Ich weiß genug über die jüdische Geschichte, um die düstere Sichtweise der Haggada zu bestätigen: „In jeder Generation erheben sie sich gegen uns.“ Ich weiß sogar, dass Gott uns nicht unbedingt vor ihren bösen Händen bewahrt hat. Die Litanei der Zerstörung, die mit der ägyptischen Versklavung begann und sich bis zur Gefangenschaft im Gazastreifen fortsetzt, ist eine Verdinglichung dessen, was der verstorbene Historiker Salo Baron als „die tränenreiche Fassung der jüdischen Geschichte“ anprangerte. Er bestand darauf, dass wir Juden nicht schlechter dran waren als andere. Und dass es in der jüdischen Geschichte so viel mehr gibt als das Jammertal.

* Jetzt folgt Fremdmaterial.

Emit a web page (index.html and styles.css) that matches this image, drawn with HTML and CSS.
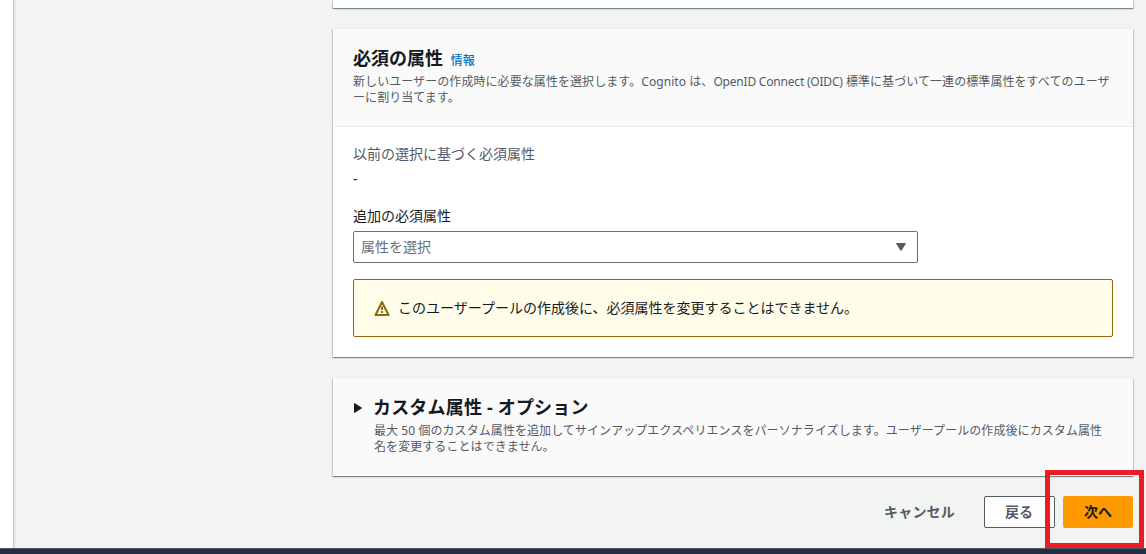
FILE: index.html
```html
<!DOCTYPE html>
<html lang="ja">
<head>
<meta charset="utf-8">
<title>ユーザープールを作成</title>
<link rel="stylesheet" href="styles.css">
</head>
<body>
<div class="app">
  <div class="layout">
    <aside class="side-nav"></aside>
    <main class="content">
      <section class="card card-previous"></section>
      <section class="card">
        <header class="card-header">
          <h2 class="card-title">必須の属性 <a class="info-link">情報</a></h2>
          <p class="card-description">新しいユーザーの作成時に必要な属性を選択します。Cognito は、<span class="latin">OpenID Connect (OIDC)</span> 標準に基づいて一連の標準属性をすべてのユーザ<br>ーに割り当てます。</p>
        </header>
        <div class="card-body">
          <div class="label label-muted">以前の選択に基づく必須属性</div>
          <div class="value">-</div>
          <div class="label">追加の必須属性</div>
          <div class="select">
            <span>属性を選択</span>
            <svg class="caret" width="12" height="10" viewBox="0 0 12 10"><path d="M1.5 1.5h9L6 8.5z" fill="#545b64" stroke="#545b64" stroke-linejoin="round"/></svg>
          </div>
          <div class="alert">
            <svg width="16" height="16" viewBox="0 0 16 16" fill="none" stroke="#906806" stroke-width="2"><path d="M8 2L1.5 15h13z" stroke-linejoin="round"/><path d="M8 6.5v3.5M8 11v2"/></svg>
            <span>このユーザープールの作成後に、必須属性を変更することはできません。</span>
          </div>
        </div>
      </section>
      <section class="card card-expandable">
        <svg class="expand-icon" width="10" height="12" viewBox="0 0 10 12"><path d="M1.5 1.5v9L8.5 6z" fill="#16191f" stroke="#16191f" stroke-linejoin="round"/></svg>
        <div>
          <h2 class="card-title card-title-wide">カスタム属性 - オプション</h2>
          <p class="card-description">最大 50 個のカスタム属性を追加してサインアップエクスペリエンスをパーソナライズします。ユーザープールの作成後にカスタム属性<br>名を変更することはできません。</p>
        </div>
      </section>
      <div class="actions">
        <button class="button button-link">キャンセル</button>
        <button class="button button-normal">戻る</button>
        <button class="button button-primary">次へ</button>
      </div>
    </main>
  </div>
  <footer class="footer"></footer>
  <div class="highlight"></div>
</div>
</body>
</html>
```
FILE: styles.css
```css
* {
  box-sizing: border-box;
}

body {
  margin: 0;
  font-family: "Noto Sans", "Noto Sans CJK JP", sans-serif;
  font-size: 14px;
  line-height: 22px;
  color: #16191f;
  background: #f2f3f3;
}

.app {
  position: relative;
  display: flex;
  flex-direction: column;
  height: 554px;
  overflow: hidden;
}

.layout {
  display: flex;
  flex: 1;
}

.side-nav {
  width: 14px;
  background: #fff;
  border-right: 1px solid #c6cbcb;
  box-shadow: 1px 0 1px rgba(0, 28, 36, 0.08);
}

.content {
  display: flex;
  flex-direction: column;
  gap: 21px;
  width: 800px;
  margin-left: 319px;
}

.card {
  background: #fff;
  box-shadow: 0 -1px 0 #eaeded, 0 1px 1px 0 rgba(0, 28, 36, 0.3),
    1px 1px 1px 0 rgba(0, 28, 36, 0.15), -1px 1px 1px 0 rgba(0, 28, 36, 0.15);
}

.card-previous {
  height: 8px;
}

.card-header {
  height: 98px;
  padding: 18px 20px 0;
  background: #fafafa;
  border-bottom: 1px solid #eaeded;
}

.card-title {
  margin: 0;
  font-size: 18px;
  line-height: 22px;
  font-weight: 700;
  white-space: nowrap;
}

.card-title-wide {
  letter-spacing: 0.18px;
}

.info-link {
  margin-left: 3px;
  font-size: 12px;
  font-weight: 500;
  color: #0073bb;
}

.card-description {
  margin: 2px 0 0;
  font-size: 12px;
  line-height: 16px;
  letter-spacing: 0.07px;
  color: #545b64;
  white-space: nowrap;
}

.latin {
  letter-spacing: -0.2px;
}

.card-body {
  padding: 16px 20px 20px;
}

.label-muted {
  color: #545b64;
}

.value {
  margin: 3px 0 15px;
}

.select {
  display: flex;
  align-items: center;
  justify-content: space-between;
  width: 565px;
  height: 32px;
  margin-top: 4px;
  padding: 0 10px 0 7px;
  border: 1px solid #687078;
  border-radius: 2px;
  color: #687078;
}

.alert {
  display: flex;
  align-items: center;
  gap: 8px;
  height: 58px;
  margin-top: 16px;
  padding: 0 20px;
  border: 1px solid #906806;
  border-radius: 2px;
  background: #fffce9;
}

.card-expandable {
  display: flex;
  height: 98px;
  padding: 18px 20px 0;
  background: #fafafa;
}

.card-expandable .card-description {
  margin-top: 5px;
  padding-left: 1px;
}

.expand-icon {
  flex: none;
  margin: 6px 10px 0 0;
}

.actions {
  display: flex;
  justify-content: flex-end;
  gap: 8px;
  margin-top: -1px;
}

.button {
  height: 32px;
  padding: 0 20px;
  border: 1px solid transparent;
  border-radius: 2px;
  font: inherit;
  font-weight: 700;
  color: #545b64;
  background: transparent;
}

.button-link {
  letter-spacing: 0.2px;
}

.button-normal {
  width: 71px;
  padding: 0 20px 0 19px;
  background: #fff;
  border-color: #545b64;
}

.button-primary {
  width: 70px;
  color: #16191f;
  background: #ff9900;
}

.footer {
  height: 6px;
  background: #232f3e;
  border-top: 1px solid #545b64;
}

.highlight {
  position: absolute;
  left: 1045px;
  top: 470px;
  width: 99px;
  height: 78px;
  border: 5px solid #ed1c24;
}
```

Als Lehrer jüdischer Texte, der seit einem halben Jahrhundert an der JTS lehrt, feiere ich alles, was in der jüdischen Geschichte gut und richtig ist. Ich feiere unsere Kultur, unser literarisches Genie, unsere fröhlichen Feiertage. Ich freue mich über unseren Staat Israel. Ich besuche ihn oft und staune über seine Errungenschaften. Ich bin erstaunt, dass es vor dem 7. Oktober so aussah, als ob wir nach vielen Jahren in Frieden mit unseren Nachbarn in der Region leben würden.
Doch leider war dies nur eine Schimäre.
Ich bewundere unsere amerikanisch-jüdische Gemeinschaft für ihre enormen Errungenschaften, auch wenn ich sehe, wie unsere Zahl aufgrund der gemischten Segnungen der Assimilation schrumpft. Ich bin begeistert zu sehen, wie sich die amerikanischen Juden in den Korridoren der Macht wohlfühlen, auch wenn ich mich um die Zerbrechlichkeit sorge.

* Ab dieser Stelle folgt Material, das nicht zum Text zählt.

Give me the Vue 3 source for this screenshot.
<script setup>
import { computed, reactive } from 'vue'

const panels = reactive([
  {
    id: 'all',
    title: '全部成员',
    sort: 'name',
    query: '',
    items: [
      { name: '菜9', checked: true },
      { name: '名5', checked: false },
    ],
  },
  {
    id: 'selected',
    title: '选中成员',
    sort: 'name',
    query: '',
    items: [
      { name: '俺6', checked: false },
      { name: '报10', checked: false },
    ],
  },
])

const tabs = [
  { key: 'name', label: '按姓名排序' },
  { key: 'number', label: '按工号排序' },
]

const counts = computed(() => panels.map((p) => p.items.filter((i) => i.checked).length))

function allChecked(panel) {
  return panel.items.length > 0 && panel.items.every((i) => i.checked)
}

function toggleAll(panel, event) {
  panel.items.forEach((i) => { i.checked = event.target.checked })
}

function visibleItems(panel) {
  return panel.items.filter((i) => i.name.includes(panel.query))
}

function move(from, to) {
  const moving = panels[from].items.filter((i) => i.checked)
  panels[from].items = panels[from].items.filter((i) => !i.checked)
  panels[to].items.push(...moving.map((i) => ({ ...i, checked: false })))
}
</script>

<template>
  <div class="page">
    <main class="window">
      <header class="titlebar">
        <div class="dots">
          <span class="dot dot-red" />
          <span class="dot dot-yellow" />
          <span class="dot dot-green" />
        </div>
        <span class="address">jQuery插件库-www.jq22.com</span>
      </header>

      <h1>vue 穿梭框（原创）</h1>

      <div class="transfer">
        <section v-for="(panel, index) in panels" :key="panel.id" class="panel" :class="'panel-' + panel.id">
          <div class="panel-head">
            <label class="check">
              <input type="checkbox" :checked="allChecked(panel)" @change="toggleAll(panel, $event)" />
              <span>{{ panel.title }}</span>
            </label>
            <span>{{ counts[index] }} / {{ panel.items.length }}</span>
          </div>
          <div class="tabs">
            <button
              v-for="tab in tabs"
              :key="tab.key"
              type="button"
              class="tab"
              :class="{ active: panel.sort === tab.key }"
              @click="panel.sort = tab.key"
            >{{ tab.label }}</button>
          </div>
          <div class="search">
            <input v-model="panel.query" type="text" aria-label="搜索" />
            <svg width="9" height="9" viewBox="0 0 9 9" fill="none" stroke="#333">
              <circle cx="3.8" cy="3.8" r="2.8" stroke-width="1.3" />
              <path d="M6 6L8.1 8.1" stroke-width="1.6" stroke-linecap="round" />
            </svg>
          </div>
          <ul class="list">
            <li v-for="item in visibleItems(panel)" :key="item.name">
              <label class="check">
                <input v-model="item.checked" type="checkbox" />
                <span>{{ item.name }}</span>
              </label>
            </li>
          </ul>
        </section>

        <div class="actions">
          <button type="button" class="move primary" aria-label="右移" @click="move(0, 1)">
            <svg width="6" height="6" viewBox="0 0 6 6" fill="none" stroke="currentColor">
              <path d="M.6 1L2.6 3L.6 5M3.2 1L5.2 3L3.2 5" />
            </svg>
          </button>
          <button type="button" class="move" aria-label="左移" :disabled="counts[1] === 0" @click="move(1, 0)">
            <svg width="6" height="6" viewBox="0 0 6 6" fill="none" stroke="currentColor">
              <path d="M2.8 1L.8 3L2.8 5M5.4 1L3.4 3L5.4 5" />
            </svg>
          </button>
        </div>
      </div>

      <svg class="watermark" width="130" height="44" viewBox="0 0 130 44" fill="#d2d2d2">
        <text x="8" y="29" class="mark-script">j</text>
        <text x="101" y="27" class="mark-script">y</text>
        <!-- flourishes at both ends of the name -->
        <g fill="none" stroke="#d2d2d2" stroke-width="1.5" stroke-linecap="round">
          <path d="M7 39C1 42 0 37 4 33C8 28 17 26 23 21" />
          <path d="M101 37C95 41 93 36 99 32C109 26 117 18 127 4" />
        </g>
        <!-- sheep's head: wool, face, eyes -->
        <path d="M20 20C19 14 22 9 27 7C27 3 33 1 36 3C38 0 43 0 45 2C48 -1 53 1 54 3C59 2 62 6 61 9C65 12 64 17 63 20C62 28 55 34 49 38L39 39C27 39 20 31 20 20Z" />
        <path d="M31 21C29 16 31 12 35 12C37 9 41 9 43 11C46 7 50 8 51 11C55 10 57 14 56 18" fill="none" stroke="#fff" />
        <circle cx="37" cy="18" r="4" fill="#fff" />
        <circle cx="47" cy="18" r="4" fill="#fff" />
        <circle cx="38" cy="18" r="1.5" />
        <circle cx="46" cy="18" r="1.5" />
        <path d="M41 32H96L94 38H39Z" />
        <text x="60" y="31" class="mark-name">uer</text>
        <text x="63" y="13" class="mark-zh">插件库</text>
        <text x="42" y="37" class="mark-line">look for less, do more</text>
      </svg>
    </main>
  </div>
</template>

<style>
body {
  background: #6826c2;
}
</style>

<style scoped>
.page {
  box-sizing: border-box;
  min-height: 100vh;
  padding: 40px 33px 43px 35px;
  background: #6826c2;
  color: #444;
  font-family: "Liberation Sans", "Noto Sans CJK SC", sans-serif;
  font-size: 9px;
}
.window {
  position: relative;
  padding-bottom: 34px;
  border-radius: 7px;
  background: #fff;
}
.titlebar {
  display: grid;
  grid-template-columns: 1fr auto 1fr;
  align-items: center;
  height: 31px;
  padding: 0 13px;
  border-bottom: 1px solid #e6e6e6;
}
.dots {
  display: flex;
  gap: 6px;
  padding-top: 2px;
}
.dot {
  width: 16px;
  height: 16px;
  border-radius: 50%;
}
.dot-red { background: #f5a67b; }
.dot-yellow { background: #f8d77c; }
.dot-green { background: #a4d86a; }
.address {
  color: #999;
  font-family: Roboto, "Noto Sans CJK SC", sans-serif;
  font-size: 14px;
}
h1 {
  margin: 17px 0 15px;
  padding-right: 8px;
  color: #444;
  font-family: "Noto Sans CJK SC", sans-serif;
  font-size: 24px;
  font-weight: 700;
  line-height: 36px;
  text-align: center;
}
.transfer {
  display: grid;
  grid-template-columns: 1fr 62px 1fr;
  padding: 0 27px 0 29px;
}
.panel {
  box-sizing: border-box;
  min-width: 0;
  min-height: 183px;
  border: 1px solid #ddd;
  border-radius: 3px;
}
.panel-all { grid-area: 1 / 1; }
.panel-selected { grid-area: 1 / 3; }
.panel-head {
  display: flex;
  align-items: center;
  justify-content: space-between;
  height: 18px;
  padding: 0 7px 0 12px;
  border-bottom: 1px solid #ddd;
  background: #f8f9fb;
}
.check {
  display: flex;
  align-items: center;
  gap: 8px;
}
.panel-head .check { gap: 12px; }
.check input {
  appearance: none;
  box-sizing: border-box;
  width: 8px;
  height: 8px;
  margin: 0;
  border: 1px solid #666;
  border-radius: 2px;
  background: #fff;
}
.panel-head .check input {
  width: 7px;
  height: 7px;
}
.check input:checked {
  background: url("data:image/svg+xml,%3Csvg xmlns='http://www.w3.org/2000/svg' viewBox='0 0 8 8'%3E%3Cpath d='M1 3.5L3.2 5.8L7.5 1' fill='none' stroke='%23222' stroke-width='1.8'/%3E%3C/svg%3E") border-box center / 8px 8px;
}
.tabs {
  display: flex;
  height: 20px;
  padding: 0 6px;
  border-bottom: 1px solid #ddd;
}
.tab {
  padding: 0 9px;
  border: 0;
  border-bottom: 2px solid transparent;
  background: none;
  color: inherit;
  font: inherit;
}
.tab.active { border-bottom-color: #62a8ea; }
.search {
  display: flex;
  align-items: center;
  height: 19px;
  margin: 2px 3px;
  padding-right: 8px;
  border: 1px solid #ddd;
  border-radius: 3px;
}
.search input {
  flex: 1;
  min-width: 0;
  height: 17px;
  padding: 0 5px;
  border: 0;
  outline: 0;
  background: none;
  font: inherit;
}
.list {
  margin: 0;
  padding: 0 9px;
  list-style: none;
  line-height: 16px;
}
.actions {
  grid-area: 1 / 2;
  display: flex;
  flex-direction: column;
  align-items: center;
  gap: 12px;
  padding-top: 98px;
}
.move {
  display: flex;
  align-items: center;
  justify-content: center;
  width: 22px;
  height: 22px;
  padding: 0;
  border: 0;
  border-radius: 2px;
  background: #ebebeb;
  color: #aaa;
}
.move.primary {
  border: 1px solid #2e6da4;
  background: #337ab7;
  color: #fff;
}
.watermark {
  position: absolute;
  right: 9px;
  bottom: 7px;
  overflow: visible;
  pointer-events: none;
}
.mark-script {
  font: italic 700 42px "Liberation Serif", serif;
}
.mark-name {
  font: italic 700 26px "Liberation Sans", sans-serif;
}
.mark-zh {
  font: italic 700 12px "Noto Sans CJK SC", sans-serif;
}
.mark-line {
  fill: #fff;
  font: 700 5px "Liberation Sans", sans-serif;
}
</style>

Ich sehe, wie das europäische Judentum wiedergeboren wurde und wieder zu blühen beginnt. Aber ich weiß nur zu gut, welche Grausamkeit und Erniedrigung Jüdinnen und Juden dort vor weniger als einem Jahrhundert erlitten haben. Auch das war eine buchstäbliche Versklavung, aus der uns Gott erlöst hat.
Dies ist meine Aufgabe an diesem Schabbat Hagadol, dem großen Schabbat vor Pessach. Bevor wir an den Tischen unserer Familien in aller Welt den Exodus feiern, sollten wir an diesem Schabbat darüber nachdenken, wie wir hierher gekommen sind. Das letzte Jahrhundert mag das schlimmste aller vorangegangenen Jahrhunderte jüdischen Lebens gewesen sein. Und, es vielleicht auch das allerbeste.
Wir können an diesem Pessachfest über den leeren Platz an dem eigentlich Cousin Hersh sitzen sollte, weinen. Und gleichzeitig können wir uns über die außergewöhnliche Anzahl von Synagogen und die hohe Anzahl von Schülerinnen und Schülern freuen, die täglich etwas über ihr jüdisches Erbe lernen. Wir schmecken das salzige, tränenartige Wasser, in das wir das Grüne während des Seder tauchen, unsere Augen tränen angesichts der scharfen Bitterkeit des Meerrettichs, den wir essen. Und dann preisen wir die Suppe, die Vorspeisen, die Hauptgerichte und die süßen Nachspeisen, die wir genießen werden. Wehmütig singen wir eine Einladung an Elija, sich unserem Seder anzuschließen, und wir sprechen Lippenbekenntnisse, dass der Messias in seinem Gefolge kommt.
Ich wäre begeistert zu erfahren, dass es so etwas wie einen Messias geben könnte, der uns das Heil bringt. Aber an diesem Pessachfest würde ich dann ein vollständiges Hallel Gott, unserem Retter, singen, wenn ich meinen Cousin Hersh zu Hause begrüßen könnte.